7.    Inspect the calipers. If they are leaking fluid, or if the rubber dust boot is damaged, they will need to be rebuilt or replaced. Rust on the exposed part of the piston, next to the brake pad, is normal. (Figure 9)

8.    Inspect the brake hoses for cracking or leakage. (Figure 10)

9.    This is also a good time to inspect the shock absorbers. Any evidence of fluid leakage indicates need for replacement. (Figure 8)

10.    If the inspection of the rotors, calipers, and brake hoses is satisfactory, proceed with the installation of the new pads.

11.    Do not use the anti-squeal compound pad from your Friendly Local Auto Parts Store on the back of the brake pads.

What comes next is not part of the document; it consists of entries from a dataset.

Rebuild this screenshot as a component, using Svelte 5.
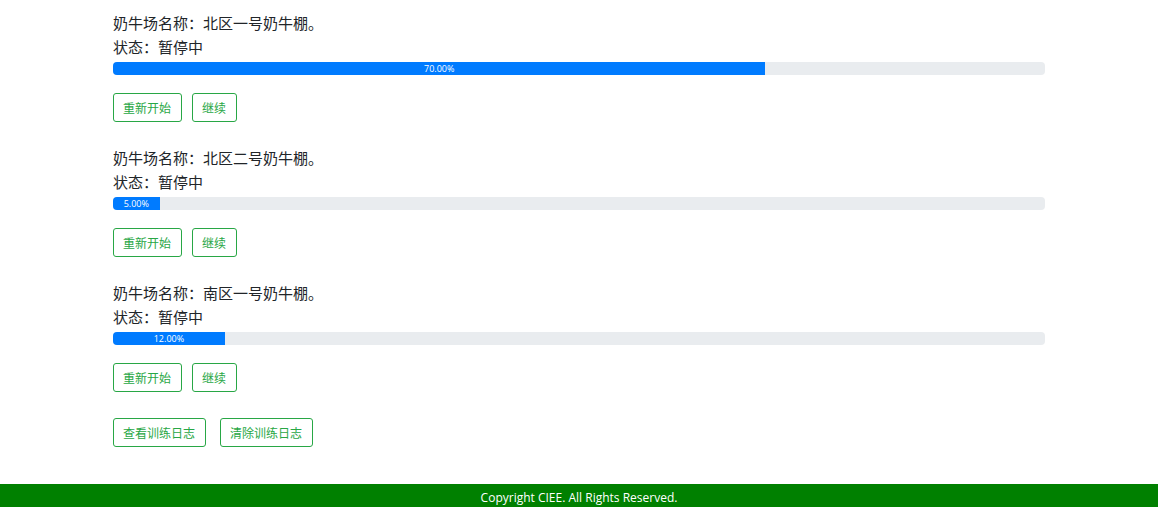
<script>
  const farms = [
    { name: '北区一号奶牛棚', progress: 70 },
    { name: '北区二号奶牛棚', progress: 5 },
    { name: '南区一号奶牛棚', progress: 12 }
  ];
</script>

<main>
  {#each farms as farm}
    <section>
      <p>奶牛场名称：{farm.name}。</p>
      <p>状态：暂停中</p>
      <div class="progress" role="progressbar" aria-label={farm.name} aria-valuenow={farm.progress} aria-valuemin="0" aria-valuemax="100">
        <div class="bar" style="width: {farm.progress}%">{farm.progress.toFixed(2)}%</div>
      </div>
      <div class="actions">
        <button type="button">重新开始</button>
        <button type="button">继续</button>
      </div>
    </section>
  {/each}
  <div class="actions logs">
    <button type="button">查看训练日志</button>
    <button type="button">清除训练日志</button>
  </div>
</main>
<footer>Copyright CIEE. All Rights Reserved.</footer>

<style>
  :global(body) {
    margin: 0;
    background: #fff;
    color: #212529;
    font-family: "Open Sans", "Noto Sans CJK SC", sans-serif;
  }
  main {
    box-sizing: border-box;
    max-width: 932px;
    margin: 0 auto;
    padding: 11px 0 37px;
  }
  section {
    margin-bottom: 24px;
  }
  p {
    margin: 0;
    font: 15px/24px "Noto Sans CJK SC", sans-serif;
  }
  .progress {
    display: flex;
    height: 13px;
    margin: 3px 0 18px;
    overflow: hidden;
    border-radius: 4px;
    background: #e9ecef;
  }
  .bar {
    background: #007bff;
    color: #fff;
    font-size: 9px;
    line-height: 13px;
    text-align: center;
  }
  .actions {
    display: flex;
    gap: 10px;
  }
  .logs {
    gap: 14px;
    padding-top: 2px;
  }
  button {
    box-sizing: border-box;
    height: 29px;
    padding: 0 10px 0 9px;
    border: 1px solid #28a745;
    border-radius: 3px;
    background: transparent;
    color: #28a745;
    font: 12px/18px "Noto Sans CJK SC", sans-serif;
    cursor: pointer;
  }
  button:hover {
    background: #28a745;
    color: #fff;
  }
  footer {
    padding: 5px 0 0;
    background: #008000;
    color: #fff;
    font-size: 12px;
    line-height: 18px;
    text-align: center;
  }
</style>
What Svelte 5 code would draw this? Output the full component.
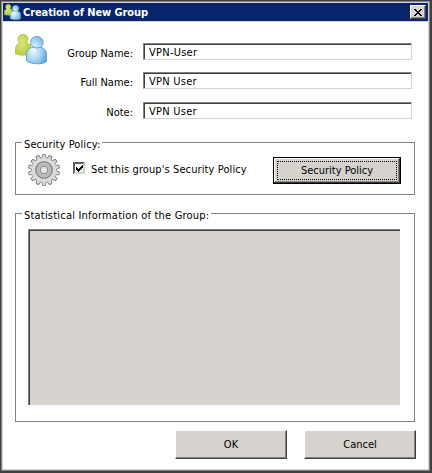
<script>
  let groupName = $state('VPN-User');
  let fullName = $state('VPN User');
  let note = $state('VPN User');
  let usePolicy = $state(true);
</script>

{#snippet people(size)}
  <svg width={size} height={size} viewBox="0 0 32 32" aria-hidden="true">
    <defs>
      <radialGradient id="blue{size}" cx=".35" cy=".5" r=".75">
        <stop offset="0" stop-color="#f0faff" />
        <stop offset=".5" stop-color="#a9d5f2" />
        <stop offset="1" stop-color="#4d9ed6" />
      </radialGradient>
      <radialGradient id="green{size}" cx=".4" cy=".4" r=".7">
        <stop offset="0" stop-color="#dce67e" />
        <stop offset="1" stop-color="#b3c93d" />
      </radialGradient>
    </defs>
    <path
      d="M8 .5C5 .5 3 2.500 3 5c0 1.800.8 3.200 2.200 4.200C2 9.800.5 12 .5 15.500v4.300c4 1.800 10 1.800 15 .3V11c-1-1.200-2.500-1.700-4.500-2C12.300 8 13 6.700 13 5 13 2.500 11 .5 8 .5z"
      fill="url(#green{size})" stroke="#a7bd3b" stroke-width=".8"
    />
    <path
      d="M21.800 2.500c-3.600 0-6.200 2.500-6.200 5.700 0 2 1 3.700 2.500 4.800-4.900 1-6.600 3.700-6.600 8.600v5.200c3 3.300 16.500 4.400 20.200.5v-5.200c0-5-1.700-7.500-6.100-9 1.600-1.200 2.500-2.900 2.500-4.900 0-3.200-2.700-5.700-6.300-5.700z"
      fill="url(#blue{size})" stroke="#5b9ecb" stroke-width=".9"
    />
    <path d="M18 13.100q4 2 8 0" fill="none" stroke="#5ba5d8" stroke-width="1" />
  </svg>
{/snippet}

<div class="window">
  <header>
    {@render people(17)}
    <h1>Creation of New Group</h1>
    <button class="close" aria-label="Close">
      <svg width="8" height="7" viewBox="0 0 8 7" shape-rendering="crispEdges">
        <path d="M0 0h2v1h1v1h2V1h1V0h2v1H7v1H6v1H5v1h1v1h1v1h1v1H6V6H5V5H3v1H2v1H0V6h1V5h1V4h1V3H2V2H1V1H0z" />
      </svg>
    </button>
  </header>
  <main>
    <section class="details">
      <div class="badge">{@render people(32)}</div>
      <div class="fields">
        <label><span>Group Name:</span><input bind:value={groupName} /></label>
        <label><span>Full Name:</span><input bind:value={fullName} /></label>
        <label><span>Note:</span><input bind:value={note} /></label>
      </div>
    </section>

    <section class="frame policy">
      <h2 class="t-policy">Security Policy:</h2>
      <svg class="gear" width="32" height="32" viewBox="-16 -16 32 32" aria-hidden="true">
        <g fill="#dcdcdc" stroke="#858585" stroke-width="1">
          {#each Array(14) as _, i}
            <path d="M-2.400-11L-1.300-15.500H1.300L2.400-11" transform="rotate({(i * 360) / 14})" />
          {/each}
          <circle r="12" stroke="none" />
        </g>
        <circle r="8.200" fill="#c9c9c9" stroke="#8b8b8b" stroke-width="1.600" />
        <circle r="5.800" fill="none" stroke="#b8b8b8" stroke-width="2" />
        <circle r="3.800" fill="#e5e5e5" stroke="#858585" stroke-width="1" />
      </svg>
      <label class="check">
        <input type="checkbox" bind:checked={usePolicy} />
        <span class="box">
          {#if usePolicy}
            <svg width="7" height="7" viewBox="0 0 7 7" shape-rendering="crispEdges">
              <path d="M0 2h1v1h1v1h1V3h1V2h1V1h1V0h1v3H6v1H5v1H4v1H3v1H2V6H1V5H0z" />
            </svg>
          {/if}
        </span>
        <span class="t-check">Set this group's Security Policy</span>
      </label>
      <button class="btn focus"><span>Security Policy</span></button>
    </section>

    <section class="frame stats">
      <h2 class="t-stats">Statistical Information of the Group:</h2>
      <div class="list"></div>
    </section>

    <footer>
      <button class="btn">OK</button>
      <button class="btn">Cancel</button>
    </footer>
  </main>
</div>

<style>
  :global(body) {
    margin: 0;
  }
  .window,
  .window * {
    box-sizing: border-box;
  }
  .window {
    width: 432px;
    height: 473px;
    border: solid #404040;
    border-width: 1px 2px 2px 1px;
    box-shadow: inset 0 0 0 1px #848284, inset 0 0 0 2px #d6d3ce;
    padding: 2px;
    background: #fff;
    color: #000;
    font: 11px/14px 'DejaVu Sans Condensed', 'DejaVu Sans', sans-serif;
    white-space: nowrap;
  }
  svg {
    display: block;
    flex: none;
  }
  h1,
  h2 {
    margin: 0;
    font: inherit;
  }
  header {
    display: flex;
    height: 19px;
    padding: 0 2px 0 1px;
    background: #08246b;
    border-bottom: 1px solid #d6d3ce;
  }
  header > svg {
    margin-top: 1px;
  }
  h1 {
    flex: 1;
    margin-left: 2px;
    color: #fff;
    font-weight: bold;
    line-height: 20px;
    letter-spacing: -0.1px;
  }
  .close {
    display: flex;
    width: 16px;
    height: 14px;
    margin-top: 2px;
    padding: 3px 0 0 3px;
    border: 1px solid;
    border-color: #fff #404040 #404040 #fff;
    box-shadow: inset -1px -1px #848284;
    background: #d6d3ce;
  }
  main {
    display: flex;
    flex-direction: column;
    padding: 0 13px 0 12px;
  }
  .details {
    display: flex;
    height: 120px;
  }
  .badge {
    width: 32px;
    padding-top: 12px;
  }
  .fields {
    display: grid;
    flex: 1;
    grid-template-rows: 29px 30px 17px;
    align-content: start;
    padding-top: 21px;
  }
  .fields label {
    display: flex;
  }
  .fields span {
    width: 86px;
    margin-right: 10px;
    padding-top: 4px;
    text-align: right;
  }
  .fields input {
    width: 269px;
    height: 17px;
    padding: 1px 5px 0;
    border: 1px solid;
    border-color: #848284 #d6d3ce #d6d3ce #848284;
    box-shadow: inset 1px 1px #404040;
    outline: none;
    background: #fff;
    color: inherit;
    font: inherit;
    letter-spacing: 0.25px;
  }
  .frame {
    width: 400px;
    border: 1px solid #848284;
  }
  h2 {
    width: max-content;
    height: 14px;
    margin: -6px 0 0 6px;
    padding: 0 2px;
    background: #fff;
    line-height: 16px;
  }
  .t-policy,
  .t-check {
    letter-spacing: 0.1px;
  }
  .t-stats {
    letter-spacing: 0.2px;
  }
  .policy {
    display: grid;
    grid-template-columns: 57px 200px 128px;
    height: 53px;
    align-content: start;
  }
  .policy h2 {
    grid-column: 1 / -1;
  }
  .gear {
    margin: 3px 0 0 12px;
  }
  .check {
    display: flex;
    align-items: flex-start;
    padding-top: 10px;
  }
  .check input {
    position: absolute;
    opacity: 0;
  }
  .t-check {
    padding-top: 2px;
  }
  .box {
    width: 12px;
    height: 12px;
    margin: 1px 6px 0 0;
    padding: 1px 0 0 1px;
    border: 2px solid;
    border-color: #606060 #d6d3ce #d6d3ce #606060;
  }
  .btn {
    width: 112px;
    height: 29px;
    padding: 0;
    border: 1px solid;
    border-color: #fff #404040 #404040 #fff;
    box-shadow: inset -1px -1px #848284;
    background: #d6d3ce;
    color: #000;
    font: inherit;
  }
  .btn.focus {
    width: 128px;
    height: 27px;
    margin-top: 6px;
    padding: 2px;
    border: 1px solid #000;
    box-shadow: inset -1px -1px #404040, inset 1px 1px #fff, inset -2px -2px #848284;
  }
  .focus span {
    display: block;
    width: 120px;
    height: 19px;
    margin-left: 1px;
    border: 1px dotted #000;
    line-height: 17px;
  }
  .stats {
    height: 209px;
    margin-top: 18px;
  }
  .list {
    width: 372px;
    height: 176px;
    margin: 7px 0 0 12px;
    border: solid #848284;
    border-width: 1px 0 0 1px;
    box-shadow: inset 1px 1px #404040;
    background: #d6d3ce;
  }
  footer {
    display: flex;
    justify-content: flex-end;
    gap: 17px;
    margin-top: 8px;
    margin-right: -1px;
  }
</style>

This stuff turns to glue, and when you need to replace the brake pads again, it will destroy the caliper dust boot when you pull the pads out (don't ask how I know this). Many new brake pads come with an anti-squeal coating already applied. It looks like a thicker coat of paint on the back of the pads. If you want to use something more I recommend a LIGHT coat of Lubro-Moly Hi-Tack Lube Spray. Be careful not to get this stuff on the braking surface of the pads, or on the rotors. (Figure 11)

12.    Insert the new pads the same way the old ones came out. Reconnect the sensor wires, if so equipped. (Figure 12)

13.    Insert one of the retaining pins, taking care that the hole for the “hairpin” in the retaining pins of the rear calipers is accessible. Tap each pin until it is fully seated. You should be able to see the end of the pin in its hole on the outside of the caliper.

14.    Insert the “hairpin” into the brake pad retaining pin.

15.    Insert the brake cross spring (Figure 13), and then the second retaining pin. Make sure that both ends of the brake cross spring engage the retaining pins. The cross spring helps retract the pads, so they don't drag on the rotors when you let off the brakes.

16.    Repeat steps 2-15 for the other three calipers.

17.    Reinstall the wheels. The correct torque for factory alloy wheels and alloy lug nuts is 95 ft/lbs.

18.    Top off the master cylinder. Use only fresh fluid from a sealed container. We recommend a top-quality fluid such as Ate.

19.    Pump the brake pedal a few times to return it to normal position.

20.    Recheck the master cylinder brake fluid level.

CAUTION: New brake pads require a break-in period. Until they are broken in, braking efficiency is reduced. Apply the brakes gently during break-in to increase the life of pads and rotors.

It is not necessary to bleed the brakes after this procedure. However, it is a good idea to completely flush and bleed the brake system at least every two years.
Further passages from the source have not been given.